On others, he says: “There are some hospitals where the board just feels more comfortable being in the SHA’s framework because they don’t really want to be in a position where they are responsible if things go wrong and they have to fix it.”

But Mr Moyes is not universally impressed with the way foundation trusts have progressed either. He says too many are overseen by sycophantic non-executive boards, whose pride in their organisations hinders the forensic probing they were recruited to do.

Problem hunting

“If every time I went to the board here they said ‘you’re doing a fantastic job’ I could only stomach it for about 10 minutes. I’d say to them ‘well what are the problems?’ The job is to find the difficulties. Too often that is seen as maybe rocking the boat a bit.”

He sees dangers in foundation trusts’ reluctance to step outside the national Agenda for Change pay framework. He compares running an organisation where 70 per cent of costs are fixed through a national pay framework to being “told by someone else, ‘just follow this recipe’”.

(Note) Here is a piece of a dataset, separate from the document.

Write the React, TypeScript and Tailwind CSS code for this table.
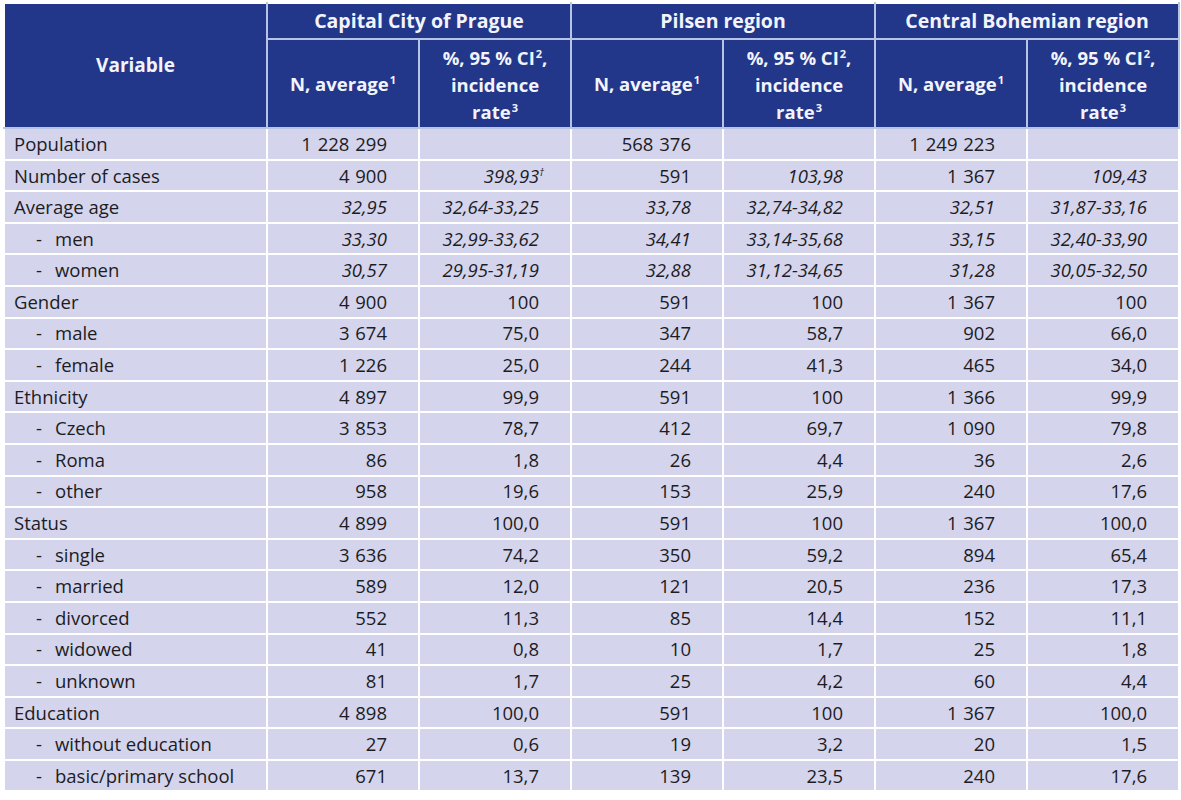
const rows: Row[] = [
  { label: 'Population', vals: ['1 228 299', '', '568 376', '', '1 249 223', ''] },
  { label: 'Number of cases', italicPct: true, vals: ['4 900', '398,93', '591', '103,98', '1 367', '109,43'] },
  { label: 'Average age', italic: true, vals: ['32,95', '32,64-33,25', '33,78', '32,74-34,82', '32,51', '31,87-33,16'] },
  { label: 'men', sub: true, italic: true, vals: ['33,30', '32,99-33,62', '34,41', '33,14-35,68', '33,15', '32,40-33,90'] },
  { label: 'women', sub: true, italic: true, vals: ['30,57', '29,95-31,19', '32,88', '31,12-34,65', '31,28', '30,05-32,50'] },
  { label: 'Gender', vals: ['4 900', '100', '591', '100', '1 367', '100'] },
  { label: 'male', sub: true, vals: ['3 674', '75,0', '347', '58,7', '902', '66,0'] },
  { label: 'female', sub: true, vals: ['1 226', '25,0', '244', '41,3', '465', '34,0'] },
  { label: 'Ethnicity', vals: ['4 897', '99,9', '591', '100', '1 366', '99,9'] },
  { label: 'Czech', sub: true, vals: ['3 853', '78,7', '412', '69,7', '1 090', '79,8'] },
  { label: 'Roma', sub: true, vals: ['86', '1,8', '26', '4,4', '36', '2,6'] },
  { label: 'other', sub: true, vals: ['958', '19,6', '153', '25,9', '240', '17,6'] },
  { label: 'Status', vals: ['4 899', '100,0', '591', '100', '1 367', '100,0'] },
  { label: 'single', sub: true, vals: ['3 636', '74,2', '350', '59,2', '894', '65,4'] },
  { label: 'married', sub: true, vals: ['589', '12,0', '121', '20,5', '236', '17,3'] },
  { label: 'divorced', sub: true, vals: ['552', '11,3', '85', '14,4', '152', '11,1'] },
  { label: 'widowed', sub: true, vals: ['41', '0,8', '10', '1,7', '25', '1,8'] },
  { label: 'unknown', sub: true, vals: ['81', '1,7', '25', '4,2', '60', '4,4'] },
  { label: 'Education', vals: ['4 898', '100,0', '591', '100', '1 367', '100,0'] },
  { label: 'without education', sub: true, vals: ['27', '0,6', '19', '3,2', '20', '1,5'] },
  { label: 'basic/primary school', sub: true, vals: ['671', '13,7', '139', '23,5', '240', '17,6'] },
];

type Row = {
  label: string;
  sub?: boolean;
  italic?: boolean;
  italicPct?: boolean;
  vals: string[];
};

const regions = ['Capital City of Prague', 'Pilsen region', 'Central Bohemian region'];

// header cells: navy fill, pale blue grid lines
const hd = 'border-2 border-[#b7c4e4] bg-[#22378a] text-[#f3f4fb] font-bold text-center align-middle';
const sup = 'text-[11px] leading-none relative top-[-7px] ml-[1px]';

function NHead() {
  return (
    <th className={`${hd} text-[18.5px] leading-[27px]`}>
      N, average<span className={sup}>1</span>
    </th>
  );
}

function PctHead() {
  return (
    <th className={`${hd} text-[18.5px] leading-[27px] pt-[2px]`}>
      %, 95 % CI<span className={sup}>2</span>,
      <br />
      incidence
      <br />
      rate<span className={sup}>3</span>
    </th>
  );
}

export default function App() {
  return (
    <div className="min-h-screen bg-white pl-[3px] pt-[2px]" style={{ fontFamily: "'Open Sans', 'Noto Sans', sans-serif" }}>
      <table className="border-collapse text-[18.5px] text-[#1c1c24] table-fixed w-[1177px]">
        <colgroup>
          <col className="w-[263px]" />
          {[0, 1, 2, 3, 4, 5].map((i) => (
            <col key={i} className="w-[152px]" />
          ))}
        </colgroup>
        <thead>
          <tr className="h-[36px]">
            <th rowSpan={2} className={`${hd} text-[19px] border-l-white border-t-white`}>
              Variable
            </th>
            {regions.map((r) => (
              <th key={r} colSpan={2} className={`${hd} text-[19.5px] border-t-white`}>
                {r}
              </th>
            ))}
          </tr>
          <tr className="h-[89px]">
            <NHead />
            <PctHead />
            <NHead />
            <PctHead />
            <NHead />
            <PctHead />
          </tr>
        </thead>
        <tbody>
          {rows.map((row) => (
            <tr key={row.label} className="h-[31.6px]">
              <td className="border-2 border-white bg-[#d4d4ec] pl-[9px] whitespace-nowrap">
                {row.sub ? (
                  <span className="flex">
                    <span className="w-[22px] pl-[22px] box-content">-</span>
                    <span className="ml-[-3px]">{row.label}</span>
                  </span>
                ) : (
                  row.label
                )}
              </td>
              {row.vals.map((v, i) => {
                const it = row.italic || (row.italicPct && i % 2 === 1);
                return (
                  <td
                    key={i}
                    className={`border-2 border-white bg-[#d4d4ec] text-right pr-[31px] whitespace-nowrap [word-spacing:1px] ${it ? 'italic' : ''}`}
                  >
                    {v}
                    {row.label === 'Number of cases' && i === 1 && (
                      <span className="text-[10px] leading-none relative top-[-7px] mr-[-5px]">†</span>
                    )}
                  </td>
                );
              })}
            </tr>
          ))}
        </tbody>
      </table>
    </div>
  );
}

He says this is something “we’re all going to regret” as there is now a generation of managers who have never had to tackle a workforce restructuring or pay negotiation locally.

“They have missed a trick. They should have done this two or three years ago,” he says.

He says he has no doubt NHS chief executive David Nicholson is right that the NHS has to save “a big number” and worries too little ground has been prepared.

Mr Moyes has already made it clear he is not contemplating another big job in the NHS and he explicitly ruled himself out as a potential chair for a future independent NHS board - a proposal he supports.

Instead he says would be interested in work around NHS commissioning, and academia. Doubtless there will be queues of organisations eager to recruit the former banker to their board.

But he warns: “I have absolutely no intention of becoming a chief executive and getting back on the treadmill - getting up at six and going to bed at midnight. I’ve done that, I’ve enjoyed it mostly but I’m very happy at my age to stop doing that.”

Moyes on…

…accusations Monitor has unfairly “raised the bar” for new foundations

“The assumptions [in the economic assessment] are tougher because the environment is tougher. We have evolved our understanding of [clinical governance] before and after Mid Staffs. Where we have identified big new questions we perhaps should have asked in the past, we’re asking them now.”

…Monitor’s apparent reluctance to authorise trusts with large private finance initiative schemes

“To saddle a hospital with a capital development which it perhaps cannot afford is not very responsible. It’s not that we’re anti the PFI. But we do expose some of the strains. And we do challenge very much hospitals that are building up obligations in the form of unitary payments and not working out how to pay for it.”

…the relationship between Monitor, Moyes, the DH and David Nicholson

“I just don’t think the DH sat down at any point and said: ‘Alright, what does this mean in practice for how we operate?’ And they still haven’t. There’s lots that [David and I] do agree about, and equally there’s lots that we don’t agree about. I don’t think that worries me particularly and I’m not sure it worries him.”

…why finance and quality regulation should stay separate

“If you bring together quality and finance, finance will always win. If we were a unified regulator, it doesn’t matter what case you are dealing with, you will always end up giving finance the priority, because managing the money is always so important.”